Top tips for shopping preloved?
Having a basic idea of what you're looking for usually helps. Don't be put off by the size; you can always have items tailored to fit. I always check inside to see if there's a generous seam allowance that can be used to make something bigger or smaller. Check each piece for damage, stains or holes, pre-loved isn’t always in perfect condition, sometimes you have to look beyond that. Never buy anything that you think you’ll fit into later, it’s too much pressure to lose weight for one piece of clothing and you’re depriving yourself of the immense joy of discovering and wearing the preloved piece.

"I don’t have a fashion icon. I’m my own fashion icon. I feel the designers who’ve created the clothing are equally/more iconic than the people wearing them."

What is your favourite styling tip?
Stick on a cool/contemporary pair of sunglasses with a semi-opaque lense. If you're not 100% convinced with your total look, take one thing off. I love using a belt or neck scarf to cement a look. Accessorise, accessorise, accessorise.

Who is your fashion icon?
I don’t have a fashion icon. I’m my own fashion icon. I feel the designers who’ve created the clothing are equally/more iconic than the people wearing them.

Which of the Reluxe pieces is your favourite and why?
From the shoot I loved, the Stella McCartney 2012 Brown and Blue dress. I remember when I saw it at the catwalk show. I love the patchwork design and the mix of tweed wool and bright blue technical fabric. Who doesn’t love a white boot? The Celine White Zip Front boots, make an outfit chic and playful.

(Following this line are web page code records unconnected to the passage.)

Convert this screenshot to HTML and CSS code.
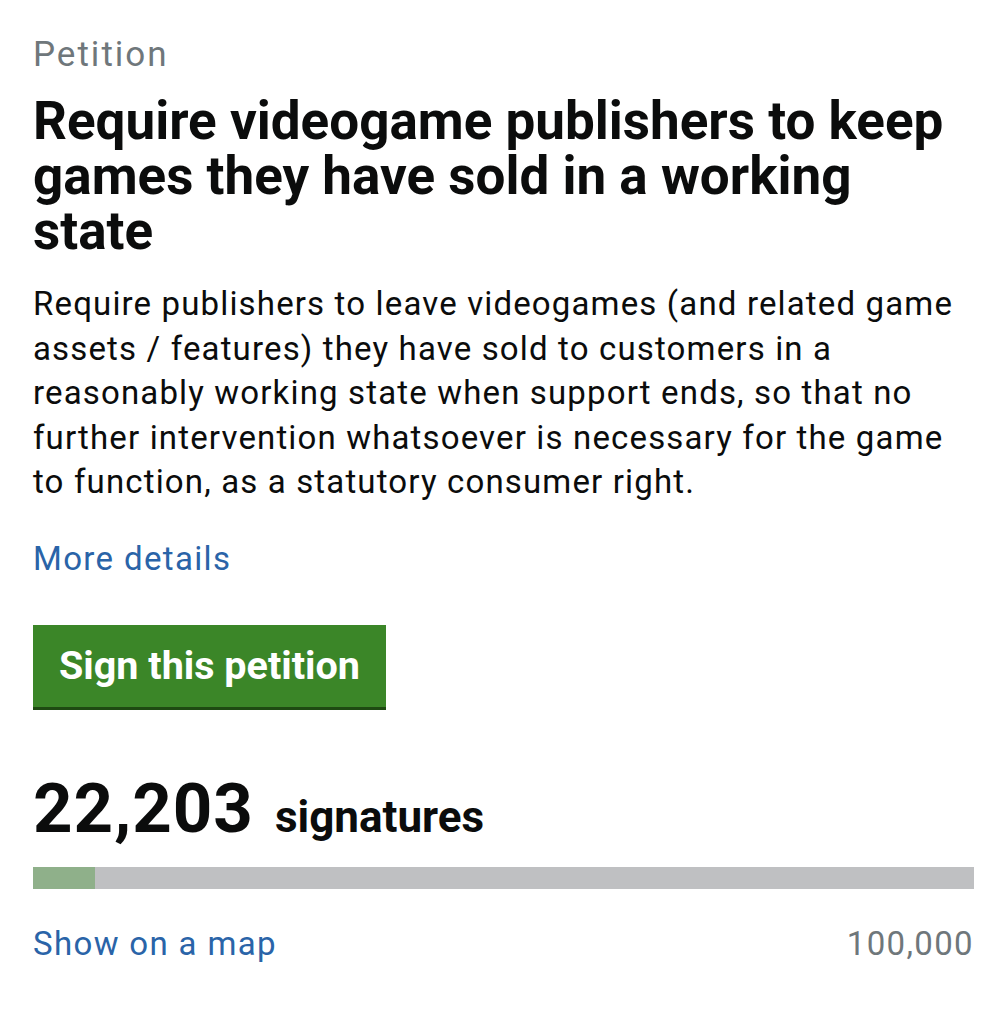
FILE: index.html
```html
<!DOCTYPE html>
<html lang="en">
<head>
<meta charset="utf-8">
<title>Petition</title>
<link rel="stylesheet" href="styles.css">
</head>
<body>
<main class="page">
  <div class="kicker">Petition</div>
  <h1 class="title">Require videogame publishers to keep games they have sold in a working state</h1>
  <p class="summary">Require publishers to leave videogames (and related game assets / features) they have sold to customers in a reasonably working state when support ends, so that no further intervention whatsoever is necessary for the game to function, as a statutory consumer right.</p>
  <div class="details"><a class="link" href="#">More details</a></div>
  <div class="actions"><a class="button" href="#">Sign this petition</a></div>
  <div class="count"><span class="num">22,203</span><span class="label">signatures</span></div>
  <div class="bar"><div class="fill" style="width: 62px"></div></div>
  <div class="foot">
    <a class="link" href="#">Show on a map</a>
    <span class="target">100,000</span>
  </div>
</main>
</body>
</html>
```
FILE: styles.css
```css
html, body {
  margin: 0;
  padding: 0;
  background: #ffffff;
}
body {
  font-family: Roboto, "Noto Sans", sans-serif;
  color: #0b0c0c;
}
.page {
  width: 941px;
  padding: 35px 0 0 33px;
}
.kicker {
  font-size: 35px;
  line-height: 40px;
  letter-spacing: 2px;
  color: #6f777b;
}
.title {
  margin: 19px 0 0 0;
  font-size: 53px;
  line-height: 55px;
  font-weight: 700;
}
.summary {
  margin: 23px 0 0 0;
  font-size: 33px;
  line-height: 44.5px;
  letter-spacing: 1.15px;
}
.link {
  color: #2a64a8;
  text-decoration: none;
  font-size: 33px;
  line-height: 40px;
  letter-spacing: 1.35px;
}
.details {
  margin-top: 34px;
  line-height: 40px;
}
.actions {
  margin-top: 40px;
  display: flex;
}
.button {
  display: block;
  background: #3b8628;
  color: #ffffff;
  text-decoration: none;
  font-weight: 700;
  font-size: 39.5px;
  line-height: 82px;
  padding: 0 26px;
  box-shadow: 0 3px 0 #1e4a12;
}
.count {
  margin-top: 67px;
  display: flex;
  align-items: baseline;
  gap: 21px;
  line-height: 70px;
}
.num {
  font-size: 69px;
  font-weight: 700;
  letter-spacing: 1px;
}
.label {
  font-size: 44px;
  font-weight: 700;
}
.bar {
  margin-top: 15px;
  height: 22px;
  background: #bfc0c2;
}
.fill {
  height: 100%;
  background: #8fb08a;
}
.foot {
  margin-top: 35px;
  display: flex;
  justify-content: space-between;
  align-items: baseline;
  line-height: 40px;
}
.target {
  font-size: 33px;
  letter-spacing: 1.35px;
  color: #6f777b;
}
```
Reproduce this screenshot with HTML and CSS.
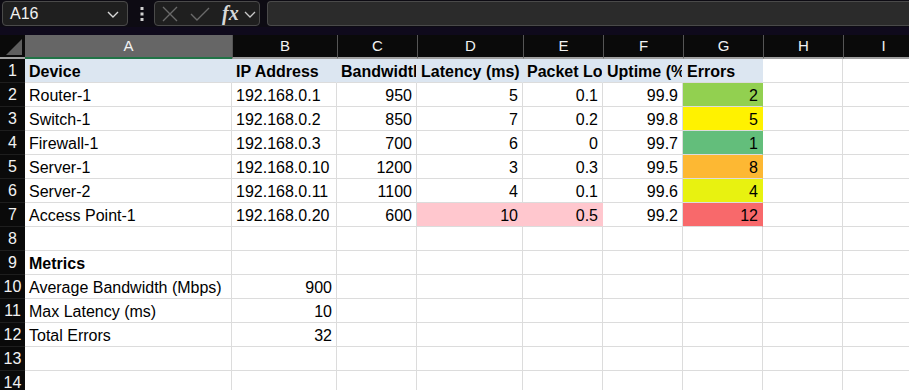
FILE: index.html
```html
<!DOCTYPE html>
<html lang="en">
<head>
    <meta charset="UTF-8">
    <title>Network Devices</title>
    <link rel="stylesheet" href="styles.css">
</head>
<body>
    <div class="topbar">
        <div class="namebox">
            <span>A16</span>
            <svg class="chev" width="14" height="10" viewBox="0 0 14 10"><polyline points="2,3 7,8 12,3" fill="none" stroke="#d8d8d8" stroke-width="1.4"/></svg>
        </div>
        <svg class="dots" width="6" height="16" viewBox="0 0 6 16"><rect x="1.5" y="1" width="3" height="3" fill="#d0d0d0"/><rect x="1.5" y="6.5" width="3" height="3" fill="#d0d0d0"/><rect x="1.5" y="12" width="3" height="3" fill="#d0d0d0"/></svg>
        <div class="fxbox">
            <svg class="ic-x" width="16" height="16" viewBox="0 0 16 16"><path d="M1 1 L15 15 M15 1 L1 15" stroke="#6a6a6a" stroke-width="1.4" fill="none"/></svg>
            <svg class="ic-ok" width="20" height="16" viewBox="0 0 20 16"><polyline points="1,8 7,14 19,2" stroke="#6a6a6a" stroke-width="1.4" fill="none"/></svg>
            <span class="fx">fx</span>
            <svg class="ic-down" width="12" height="8" viewBox="0 0 12 8"><polyline points="1,2 6,7 11,2" fill="none" stroke="#c8c8c8" stroke-width="1.3"/></svg>
        </div>
        <div class="formula"></div>
    </div>
    <div class="strip"></div>

    <div class="sheet" id="sheet"></div>

    <script>
        const cols = ['A', 'B', 'C', 'D', 'E', 'F', 'G', 'H', 'I'];
        // [text, extra class]
        const rows = [
            [['Device'], ['IP Address'], ['Bandwidth (Mbps)'], ['Latency (ms)'], ['Packet Loss (%)'], ['Uptime (%)'], ['Errors']],
            [['Router-1'], ['192.168.0.1'], [950], [5], [0.1], [99.9], [2, 'g2']],
            [['Switch-1'], ['192.168.0.2'], [850], [7], [0.2], [99.8], [5, 'g3']],
            [['Firewall-1'], ['192.168.0.3'], [700], [6], [0], [99.7], [1, 'g4']],
            [['Server-1'], ['192.168.0.10'], [1200], [3], [0.3], [99.5], [8, 'g5']],
            [['Server-2'], ['192.168.0.11'], [1100], [4], [0.1], [99.6], [4, 'g6']],
            [['Access Point-1'], ['192.168.0.20'], [600], [10, 'bad'], [0.5, 'bad'], [99.2], [12, 'g7']],
            [],
            [['Metrics', 'bold']],
            [['Average Bandwidth (Mbps)'], [900]],
            [['Max Latency (ms)'], [10]],
            [['Total Errors'], [32]],
            [],
            []
        ];

        const sheet = document.getElementById('sheet');
        let html = '<div class="corner"><span class="tri"></span></div>';
        cols.forEach(c => {
            html += `<div class="colhead${c === 'A' ? ' sel' : ''}">${c}</div>`;
        });
        rows.forEach((row, r) => {
            html += `<div class="rowhead">${r + 1}</div>`;
            cols.forEach((c, i) => {
                const cell = row[i];
                let cls = 'cell';
                let text = '';
                if (cell) {
                    text = cell[0];
                    if (typeof text === 'number') cls += ' num';
                    if (cell[1]) cls += ' ' + cell[1];
                }
                if (r === 0 && i < 7) cls += ' head';
                html += `<div class="${cls}">${text}</div>`;
            });
        });
        sheet.innerHTML = html;
    </script>
</body>
</html>
```

FILE: styles.css
```css
body {
    margin: 0;
    background-color: #fff;
    font-family: "Liberation Sans", Arial, sans-serif;
    overflow: hidden;
}
.topbar {
    height: 27px;
    background-color: #0d0b13;
    display: flex;
    align-items: flex-start;
    padding-top: 1px;
    box-sizing: border-box;
}
.namebox {
    margin-left: 2px;
    width: 126px;
    height: 25px;
    box-sizing: border-box;
    border: 1px solid #4a4a4a;
    border-radius: 4px;
    background-color: #1f1f1f;
    color: #f0f0f0;
    font-size: 16px;
    display: flex;
    align-items: center;
    justify-content: space-between;
    padding: 0 7px 0 7px;
}
.dots {
    margin: 5px 0 0 11px;
}
.fxbox {
    margin-left: 9px;
    width: 106px;
    height: 25px;
    box-sizing: border-box;
    border: 1px solid #4a4a4a;
    border-radius: 4px;
    background-color: #1f1f1f;
    display: flex;
    align-items: center;
}
.ic-x {
    margin-left: 7px;
}
.ic-ok {
    margin-left: 12px;
}
.fx {
    font-family: "Liberation Serif", serif;
    font-style: italic;
    font-weight: bold;
    font-size: 20px;
    color: #d8d8d8;
    margin-left: 12px;
}
.ic-down {
    margin-left: 5px;
}
.formula {
    margin-left: 7px;
    flex: 1;
    height: 25px;
    box-sizing: border-box;
    border: 1px solid #4a4a4a;
    border-right: none;
    border-radius: 4px 0 0 4px;
    background-color: #2b2b2b;
}
.strip {
    height: 8px;
    background-color: #0f0a1c;
}
.sheet {
    display: grid;
    grid-template-columns: 25px 207px 105px 80px 106px 80px 80px 80px 80px 80px;
    grid-auto-rows: 24px;
}
.corner {
    background-color: #0a0a0a;
    border-bottom: 2px solid #a0a0a0;
    position: relative;
}
.tri {
    position: absolute;
    right: 3px;
    bottom: 2px;
    width: 0;
    height: 0;
    border-left: 16px solid transparent;
    border-bottom: 16px solid #5e5e5e;
}
.colhead {
    background-color: #0a0a0a;
    color: #f2f2f2;
    font-size: 15px;
    text-align: center;
    line-height: 22px;
    border-left: 1px solid #555;
    border-bottom: 2px solid #a0a0a0;
}
.colhead.sel {
    background-color: #666;
    border-bottom-color: #217346;
    border-left: none;
}
.rowhead {
    background-color: #0a0a0a;
    color: #f2f2f2;
    font-size: 16px;
    text-align: center;
    line-height: 23px;
    border-bottom: 1px solid #1e1e1e;
}
.cell {
    font-size: 16px;
    line-height: 18px;
    padding: 4px 4px 0 4px;
    color: #000;
    border-right: 1px solid #dcdcdc;
    border-bottom: 1px solid #dcdcdc;
    white-space: nowrap;
    overflow: hidden;
    min-width: 0;
}
.num {
    text-align: right;
}
.head {
    background-color: #dce6f1;
    font-weight: bold;
    border-right-color: #dce6f1;
    padding-right: 0;
}
.bold {
    font-weight: bold;
}
.bad {
    background-color: #ffc7ce;
    border-right-color: #ffc7ce;
}
.g2 { background-color: #92d050; border-right-color: #92d050; }
.g3 { background-color: #fff200; border-right-color: #fff200; }
.g4 { background-color: #63be7b; border-right-color: #63be7b; }
.g5 { background-color: #fdb833; border-right-color: #fdb833; }
.g6 { background-color: #e8f210; border-right-color: #e8f210; }
.g7 { background-color: #f8696b; border-right-color: #f8696b; }
```
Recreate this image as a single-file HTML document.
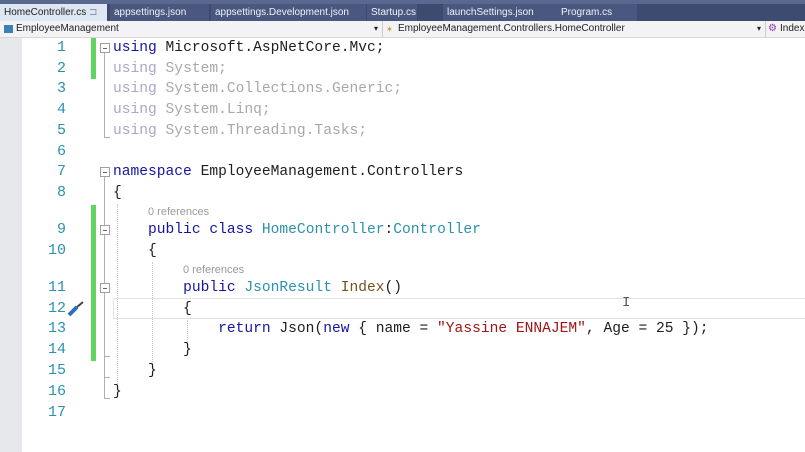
<!DOCTYPE html>
<html><head><meta charset="utf-8"><style>
*{margin:0;padding:0;box-sizing:border-box}
body{width:805px;height:452px;overflow:hidden;background:#fff;position:relative;font-family:"Liberation Sans",sans-serif}
.tabs{position:absolute;left:0;top:0;width:805px;height:21px;background:#3d4b70}
.tabs:before{content:"";position:absolute;left:0;top:0;width:805px;height:4px;background:#5a6890}
.tab{position:absolute;top:4px;height:17px;font-size:10px;color:#f0f2f8;line-height:17px;padding-left:4px;background:#4a5880}
.tab.a{background:#dfe6f3;color:#1e1e1e}
.combo{position:absolute;left:0;top:21px;width:805px;height:17px;background:#f3f3f5;border-bottom:1px solid #d8d8dc;font-size:10px;line-height:16px;color:#1e1e1e}
.gut{position:absolute;left:0;top:38px;width:22px;height:414px;background:#e7e8eb}
.ln{position:absolute;width:66px;left:0;text-align:right;font:15px "Liberation Mono",monospace;color:#2b91af;height:20px;line-height:20px}
.c{position:absolute;left:113px;font:14.6px "Liberation Mono",monospace;white-space:pre;height:20px;line-height:20px;color:#1e1e1e}
.k{color:#1515a5}.t{color:#2b91af}.g{color:#a8a8c8}.gs{color:#a8a8a8}.s{color:#a31515}.m{color:#74531f}
.ref{position:absolute;font-size:11px;color:#9a9a9a}
.box{position:absolute;left:100px;width:10px;height:10px;border:1px solid #a0a0a0;background:#fff}
.box:after{content:"";position:absolute;left:2px;top:4px;width:4px;height:1px;background:#666}
.vl{position:absolute;left:104px;width:1px;background:#b0b0b0}
.tk{position:absolute;left:104px;width:6px;height:1px;background:#b0b0b0}
.dg{position:absolute;width:0;border-left:1px dotted #c8c8c8}
.gr{position:absolute;left:91px;width:5px;background:#62d462}
</style></head><body>
<div class="tabs">
<div class="tab a" style="left:0;width:107px">HomeController.cs <span style="color:#8894b0">⊐ ✕</span></div>
<div class="tab" style="left:110px;width:99px">appsettings.json</div>
<div class="tab" style="left:211px;width:155px">appsettings.Development.json</div>
<div class="tab" style="left:367px;width:50px">Startup.cs</div>
<div class="tab" style="left:443px;width:114px">launchSettings.json</div>
<div class="tab" style="left:557px;width:80px">Program.cs</div>
</div>
<div class="combo">
<span style="position:absolute;left:4px;top:4px;width:9px;height:8px;background:#3c7fb1"></span>
<span style="position:absolute;left:16px">EmployeeManagement</span>
<span style="position:absolute;left:374px;font-size:8px">▾</span>
<span style="position:absolute;left:382px;top:0;width:1px;height:16px;background:#ccc"></span>
<span style="position:absolute;left:387px;color:#c07a20">⁎</span>
<span style="position:absolute;left:398px">EmployeeManagement.Controllers.HomeController</span>
<span style="position:absolute;left:757px;font-size:8px">▾</span>
<span style="position:absolute;left:765px;top:0;width:1px;height:16px;background:#ccc"></span>
<span style="position:absolute;left:768px;color:#8a3ab0">⚙</span>
<span style="position:absolute;left:780px">Index</span>
</div>
<div class="gut"></div>
<div class="gr" style="top:38px;height:41px"></div>
<div class="gr" style="top:205px;height:156px"></div>
<div style="position:absolute;left:113px;top:298px;width:692px;height:21px;border:1px solid #e2e2e2;border-right:none"></div>

<div class="ln" style="top:38px">1</div><div class="ln" style="top:59px">2</div><div class="ln" style="top:79px">3</div><div class="ln" style="top:100px">4</div><div class="ln" style="top:121px">5</div><div class="ln" style="top:142px">6</div><div class="ln" style="top:162px">7</div><div class="ln" style="top:183px">8</div><div class="ln" style="top:220px">9</div><div class="ln" style="top:241px">10</div><div class="ln" style="top:278px">11</div><div class="ln" style="top:299px">12</div><div class="ln" style="top:319px">13</div><div class="ln" style="top:340px">14</div><div class="ln" style="top:361px">15</div><div class="ln" style="top:382px">16</div><div class="ln" style="top:403px">17</div>

<svg style="position:absolute;left:66px;top:300px" width="20" height="18"><path d="M3 15 L11 7" stroke="#2a6fc0" stroke-width="4"/><path d="M11 7 L17 2" stroke="#444" stroke-width="2"/></svg>

<div class="vl" style="top:53px;height:84px"></div><div class="tk" style="top:137px"></div>
<div class="vl" style="top:177px;height:221px"></div><div class="tk" style="top:398px"></div><div class="tk" style="top:377px"></div><div class="tk" style="top:356px"></div>
<div class="box" style="top:43px"></div><div class="box" style="top:167px"></div><div class="box" style="top:225px"></div><div class="box" style="top:283px"></div>
<div class="dg" style="left:117px;top:204px;height:180px"></div>
<div class="dg" style="left:152px;top:262px;height:102px"></div>
<div class="dg" style="left:187px;top:320px;height:24px"></div>

<div class="c" style="top:38px"><span class="k">using</span> Microsoft.AspNetCore.Mvc;</div>
<div class="c gs" style="top:59px"><span class="g">using</span> System;</div>
<div class="c gs" style="top:79px"><span class="g">using</span> System.Collections.Generic;</div>
<div class="c gs" style="top:100px"><span class="g">using</span> System.Linq;</div>
<div class="c gs" style="top:121px"><span class="g">using</span> System.Threading.Tasks;</div>
<div class="c" style="top:162px"><span class="k">namespace</span> EmployeeManagement.Controllers</div>
<div class="c" style="top:183px">{</div>
<div class="ref" style="left:148px;top:206px">0 references</div>
<div class="c" style="top:220px">    <span class="k">public</span> <span class="k">class</span> <span class="t">HomeController</span>:<span class="t">Controller</span></div>
<div class="c" style="top:241px">    {</div>
<div class="ref" style="left:183px;top:264px">0 references</div>
<div class="c" style="top:278px">        <span class="k">public</span> <span class="t">JsonResult</span> <span class="m">Index</span>()</div>
<div class="c" style="top:299px">        {</div>
<div class="c" style="top:319px">            <span class="k">return</span> Json(<span class="k">new</span> { name = <span class="s">"Yassine ENNAJEM"</span>, Age = 25 });</div>
<div class="c" style="top:340px">        }</div>
<div class="c" style="top:361px">    }</div>
<div class="c" style="top:382px">}</div>
<div style="position:absolute;left:622px;top:295px;font:14px 'Liberation Mono',monospace;color:#555">I</div>
</body></html>
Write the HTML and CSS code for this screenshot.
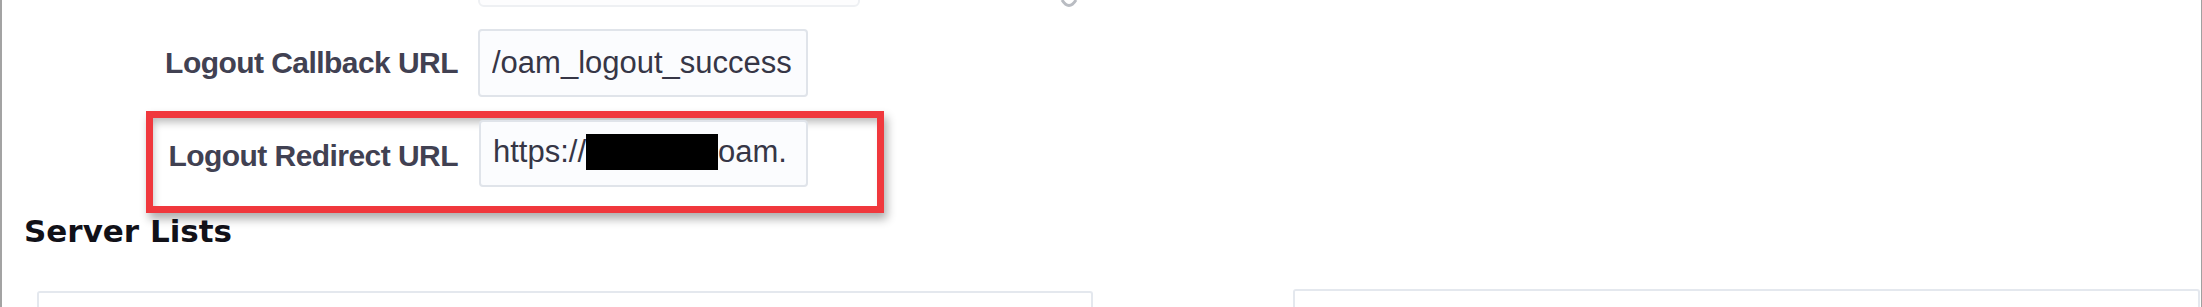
FILE: index.html
```html
<!DOCTYPE html>
<html lang="en">
<head>
<meta charset="utf-8">
<title>Logout settings</title>
<link rel="stylesheet" href="styles.css">
</head>
<body>
<div class="frame">
  <div class="stub-row">
    <div class="stub"></div>
    <svg class="chev" width="18" height="9" viewBox="0 0 18 9"><path d="M2 0 Q9 11 16 0" fill="none" stroke="#b9bcc2" stroke-width="3"/></svg>
  </div>

  <div class="field">
    <div class="label label-wide">Logout Callback URL</div>
    <div class="input input-first"><span class="input-text">/oam_logout_success</span></div>
  </div>

  <div class="highlight">
    <div class="label label-narrow">Logout Redirect URL</div>
    <div class="input input-second"><span class="input-text">https://<span class="redact"></span>oam.</span></div>
  </div>

  <h2 class="section-title">Server Lists</h2>

  <div class="lists">
    <div class="list-box list-left"></div>
    <div class="list-box list-right"></div>
  </div>
</div>
</body>
</html>
```

FILE: styles.css
```css
html, body {
  margin: 0;
  padding: 0;
  background: #ffffff;
}

body {
  font-family: "Liberation Sans", Arial, sans-serif;
  width: 2202px;
  height: 307px;
  overflow: hidden;
}

.frame {
  box-sizing: border-box;
  width: 2202px;
  height: 307px;
  border-left: 2px solid #a3a3a3;
  border-right: 1px solid #a0a0a0;
  overflow: hidden;
}

.stub-row {
  display: flex;
  align-items: flex-end;
  height: 7px;
}

.stub {
  flex: none;
  width: 382px;
  height: 40px;
  margin-left: 476px;
  box-sizing: border-box;
  border: 2px solid #eef0f3;
  border-radius: 6px;
  background: #fdfdfe;
}

.chev {
  flex: none;
  margin-left: 200px;
  align-self: flex-start;
}

.field {
  display: flex;
  align-items: center;
  margin-top: 22px;
}

.label {
  flex: none;
  text-align: right;
  font-weight: bold;
  font-size: 30px;
  letter-spacing: -0.55px;
  color: #414152;
  white-space: nowrap;
}

.label-wide {
  width: 456px;
}

.label-narrow {
  width: 305px;
}

.input {
  flex: none;
  box-sizing: border-box;
  display: flex;
  align-items: center;
  border: 2px solid #e0e4ea;
  border-radius: 4px;
  background: #fbfcfe;
  padding: 0 14px 0 12px;
  font-size: 31px;
  color: #363646;
}

.input-text {
  flex: 1;
  min-width: 0;
  display: flex;
  align-items: center;
  white-space: nowrap;
  overflow: hidden;
}

.input-first {
  width: 330px;
  height: 68px;
  margin-left: 20px;
}

.input-second {
  width: 329px;
  height: 67px;
  margin-left: 21px;
  padding-bottom: 4px;
}

.redact {
  flex: none;
  display: inline-block;
  width: 132px;
  height: 36px;
  background: #000000;
}

.highlight {
  box-sizing: border-box;
  display: flex;
  align-items: flex-start;
  width: 738px;
  height: 102px;
  margin-top: 14px;
  margin-left: 144px;
  padding-top: 2px;
  border: 7px solid #f0383d;
  box-shadow: 3px 6px 9px rgba(0, 0, 0, 0.32), inset 3px 7px 9px -3px rgba(0, 0, 0, 0.28);
}

.highlight .label {
  align-self: center;
  margin-top: -14px;
}

.section-title {
  margin: 3px 0 0 22px;
  font-family: "DejaVu Sans", Verdana, sans-serif;
  font-weight: bold;
  font-size: 31px;
  line-height: 31px;
  letter-spacing: 0;
  color: #111118;
}

.lists {
  display: flex;
  align-items: flex-start;
  margin-top: 44px;
}

.list-box {
  box-sizing: border-box;
  height: 40px;
  border: 2px solid #e4e8ee;
  border-bottom: none;
  border-radius: 3px 3px 0 0;
  background: #ffffff;
}

.list-left {
  flex: none;
  width: 1056px;
  margin-left: 35px;
}

.list-right {
  flex: 1;
  margin-left: 200px;
  margin-right: 1px;
  margin-top: -2px;
}
```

What is the piece of fashion that you are still searching for?
A mint Louis Vuitton Centenaire Monogram Alma Bag By Azzedine Alaia 1996.
Anything from Azzedine Alaïa's Spring 1991 Tati collection.
Too many pieces to list from Nicolas Ghesquière’s creations at Balenciaga from 2002 -2007.
Prada Banana Print flared hem skirt from Spring 2011
Chanel cap-top slingback sandals in metallic leather with black grosgrain toe.